James provides many meaningful thoughts, and even gave a disclaimer that this
is something he's still thinking through more.

One of those meaningful thoughts I felt was particularly provocative was this:

> I also learned that being a successful non-conformist is easier when you
> have security.

It's easy for the rich kid from a well-connected family to be a nonconformist
and still succeed at what they hope to do in life. Take a poor kid, who is
also well-connected but not necessarily to those comparable to the rich kid.
Poor kid might have a lot of social capital among their community such that
they can get things done, but compare that to rich kid who can always fall
back on a family friend hiring them for a junior management position where
they'll get paid orders of magnitude more than the poor kid... Now imagine
that poor kid with low to no security being a nonconformist.

For them, that could go one of two ways:

1\. Ostracized from community for going against the grain/not getting in line

2\. They get lucky and some aspect of nonconformity brings them great success
and even wealth

Which of those two do you think happens more frequently?

So, I politely disagree.

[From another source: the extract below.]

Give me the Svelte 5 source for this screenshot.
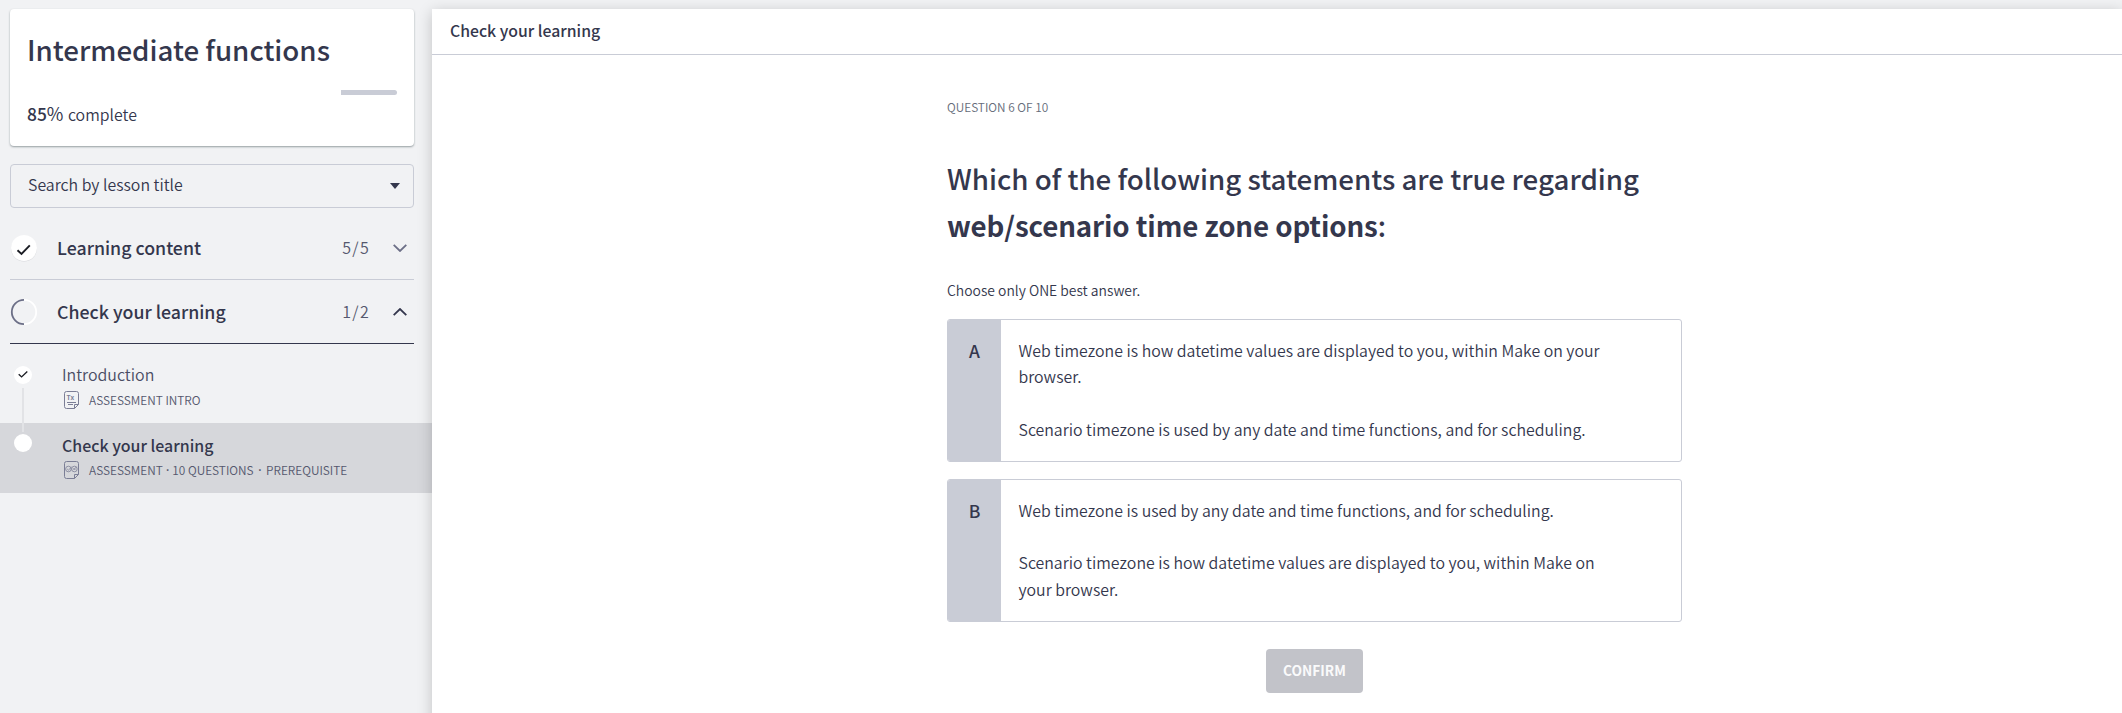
<script>
  let sections = [
    { title: 'Learning content', count: '5/5', done: true, open: false },
    { title: 'Check your learning', count: '1/2', done: false, open: true }
  ];
  let answers = [
    { key: 'A', lines: ['Web timezone is how datetime values are displayed to you, within Make on your', 'browser.', '', 'Scenario timezone is used by any date and time functions, and for scheduling.'] },
    { key: 'B', lines: ['Web timezone is used by any date and time functions, and for scheduling.', '', 'Scenario timezone is how datetime values are displayed to you, within Make on', 'your browser.'] }
  ];
</script>

<div class="page">
  <aside>
    <section class="card">
      <h1>Intermediate functions</h1>
      <div class="track"><div class="rest"></div></div>
      <p class="complete"><b>85</b><span class="pct">%</span> complete</p>
    </section>
    <div class="search"><span>Search by lesson title</span>
      <svg width="10" height="6" viewBox="0 0 10 6"><path d="M0 0H10L5 6Z" fill="#34374d" /></svg>
    </div>
    {#each sections as s}
      <div class="section" class:open={s.open}>
        {#if s.done}
          <svg width="28" height="28" viewBox="0 0 28 28"><circle cx="14" cy="14.6" r="13" fill="#d5d6da" /><circle cx="14" cy="14" r="13" fill="#fff" /><path d="M7.5 16.3L11.5 19.9L19.8 11.4" fill="none" stroke="#1b1d24" stroke-width="1.9" /></svg>
        {:else}
          <svg width="28" height="28" viewBox="0 0 28 28" fill="none" stroke-width="1.8"><path d="M14 1.8A12.2 12.2 0 0 1 14 26.2" stroke="#fff" /><path d="M14 1.8A12.2 12.2 0 0 0 14 26.2" stroke="#6c6f87" /></svg>
        {/if}
        <h2>{s.title}</h2>
        <span class="count">{s.count}</span>
        <svg class="chev" width="14" height="8" viewBox="0 0 14 8" fill="none" stroke-width="1.8"><path d={s.open ? 'M.7 7.2L7 1L13.3 7.2' : 'M.7 .8L7 7L13.3 .8'} stroke={s.open ? '#34374d' : '#6c6f87'} /></svg>
      </div>
    {/each}
    <div class="item first">
      <div class="rail"><i class="dot"><svg width="10" height="8" viewBox="0 0 10 8"><path d="M.7 3.2L3.6 5.9L9.3 .6" fill="none" stroke="#1b1d24" stroke-width="1.4" /></svg></i></div>
      <div>
        <h3>Introduction</h3>
        <p class="meta">
          <svg width="15" height="18" viewBox="0 0 15 18" fill="none" stroke="#7b7e96" stroke-width="1"><path d="M2.5 .5H12.5Q14.5 .5 14.5 2.5V13.5L10.5 17.5H2.5Q.5 17.5 .5 15.5V2.5Q.5 .5 2.5 .5ZM10.5 17.5V13.5H14.5M3 11.5H12M4 13.5H9" /><text class="tx" x="2.6" y="9.3">Tx</text></svg>
          <span>ASSESSMENT INTRO</span></p>
      </div>
    </div>
    <div class="item selected">
      <div class="rail"><i class="dot"></i></div>
      <div>
        <h3>Check your learning</h3>
        <p class="meta">
          <svg width="15" height="18" viewBox="0 0 15 18" fill="none" stroke="#7b7e96" stroke-width="1"><path d="M2.5 .5H12.5Q14.5 .5 14.5 2.5V13.5L10.5 17.5H2.5Q.5 17.5 .5 15.5V2.5Q.5 .5 2.5 .5ZM10.5 17.5V13.5H14.5" /><g stroke-width=".8"><circle cx="4.4" cy="8" r="2.8" /><circle cx="10.4" cy="8" r="2.8" /><path d="M3.2 8L4.4 9.1L7.6 6M9.4 7L11.4 9M12.6 5.8L9.4 9" /></g></svg>
          <span>ASSESSMENT<i class="sep">·</i>10 QUESTIONS<i class="sep wide">·</i>PREREQUISITE</span></p>
      </div>
    </div>
  </aside>
  <main>
    <header>Check your learning</header>
    <article>
      <p class="num">QUESTION 6 OF 10</p>
      <h2 class="q">Which of the following statements are true regarding<br /><b>web/scenario time zone options</b>:</h2>
      <p class="hint">Choose only ONE best answer.</p>
      {#each answers as a}
        <div class="answer">
          <div class="key">{a.key}</div>
          <div class="body">{#each a.lines as l}<p>{l}</p>{/each}</div>
        </div>
      {/each}
      <button>CONFIRM</button>
    </article>
  </main>
</div>

<style>
  :global(body) { background: #f1f2f4; overflow: hidden; }
  * { box-sizing: border-box; }
  h1, h2, h3, p { margin: 0; }
  .page { display: flex; width: 2122px; height: 713px; background: #f1f2f4; color: #34374d; font-family: "Noto Sans CJK SC", sans-serif; font-size: 15.88px; font-weight: 350; white-space: nowrap; overflow: hidden; }
  aside { width: 432px; flex: none; padding-top: 9px; }
  .card { margin-left: 10px; width: 404px; height: 137px; padding: 21px 17px 0; background: #fff; border-radius: 4px; box-shadow: 0 1px 2px rgba(60, 75, 80, .5); }
  h1 { font-size: 27.7px; line-height: 38px; font-weight: 500; }
  .track { display: flex; justify-content: flex-end; margin-top: 22px; height: 5px; }
  .rest { width: 56px; background: #c9ccd6; border-radius: 0 3px 3px 0; }
  .complete { margin-top: 6px; line-height: 24px; }
  b { font-weight: 700; }
  .complete b { font-size: 17.4px; font-weight: 500; }
  .pct { margin-right: 1px; font-size: 18px; font-weight: 400; }
  .search { display: flex; align-items: center; justify-content: space-between; margin: 18px 0 0 10px; width: 404px; height: 44px; padding: 0 13px 3px 17px; border: 1px solid #c9ccd6; border-radius: 4px; }
  .search svg { margin-top: 3px; }
  .section { display: flex; align-items: center; margin-left: 10px; width: 404px; height: 64px; border-bottom: 1px solid #c9ccd6; }
  .search + .section { height: 72px; padding-top: 8px; }
  .section.open { border-color: #34374d; }
  .section h2 { margin-left: 19px; padding-bottom: 2px; flex: 1; font-size: 17.75px; line-height: 24px; font-weight: 500; }
  .count { padding-bottom: 1px; font-size: 16px; letter-spacing: 1.3px; color: #55586e; }
  .chev { margin: 0 7px 0 23px; }
  .item { display: flex; height: 70px; }
  .first { height: 79px; padding-top: 9px; }
  .rail { width: 62px; position: relative; }
  .dot { position: absolute; left: 14px; top: 13px; width: 18px; height: 18px; border-radius: 50%; background: #fff; display: flex; align-items: center; justify-content: center; }
  .selected .dot { top: 11px; }
  .first .rail::after { content: ''; position: absolute; left: 22px; top: 35px; width: 2px; height: 44px; background: #e2e3e6; }
  .selected { background: #d6d7db; }
  h3 { margin-top: 10px; font-size: 15.95px; line-height: 24px; font-weight: 350; color: #4a4d64; }
  .first h3 { margin-top: 9px; }
  .first .meta { margin-top: 4px; }
  .selected h3 { font-weight: 500; color: #34374d; }
  .meta { display: flex; align-items: center; gap: 10px; margin: 3px 0 0 2px; font-size: 11.87px; line-height: 20px; color: #55586e; }
  .tx { font: 700 6.5px "Noto Sans CJK SC", sans-serif; fill: #7b7e96; stroke: none; }
  .sep { display: inline-block; width: 9.5px; text-align: center; font-style: normal; font-weight: 600; font-family: "Open Sans", sans-serif; }
  .sep.wide { width: 12.5px; }
  main { flex: 1; height: 720px; margin-top: 9px; background: #fff; box-shadow: 0 3px 14px rgba(0, 0, 0, .2); }
  header { height: 46px; padding: 0 18px; border-bottom: 1px solid #c9ccd6; font-size: 15.8px; line-height: 43px; font-weight: 500; }
  article { width: 735px; margin-left: 515px; padding-top: 42px; }
  .num { font-size: 11.85px; line-height: 20px; color: #666c7a; }
  .q { margin-top: 38px; font-size: 27.7px; line-height: 47px; font-weight: 500; }
  .q b { letter-spacing: -.1px; }
  .hint { margin-top: 31px; font-size: 13.9px; line-height: 20px; margin-bottom: 19px; }
  .answer { display: flex; height: 143px; margin-bottom: 17px; border: 1px solid #c9ccd6; border-radius: 3px; overflow: hidden; }
  .key { width: 53px; background: #c9ccd6; padding-top: 18px; text-align: center; font-size: 17.5px; line-height: 26px; font-weight: 500; }
  .body { padding: 18px 0 0 17.5px; line-height: 26.2px; }
  .body p { height: 26.2px; }
  button { display: block; margin: 27px 0 0 319px; width: 97px; height: 44px; padding: 0 0 2px; border: 0; border-radius: 4px; background: #c2c3c9; color: #fafafb; font: 700 13.7px/42px "Noto Sans CJK SC", sans-serif; }
</style>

While it does seem that he's sharing some raw
thoughts, there are some good clear items in there to think about.

------
eecsninja
Good article but why does the HN title include"silicon valley"?

The article doesn't include SV in its actual title, and mentions SV only
twice.

Not to mention that the old SV model is mostly dead, and the new SV is highly
corporate and rewards conformity.

------
PaulHoule
Better article than the title would suggest.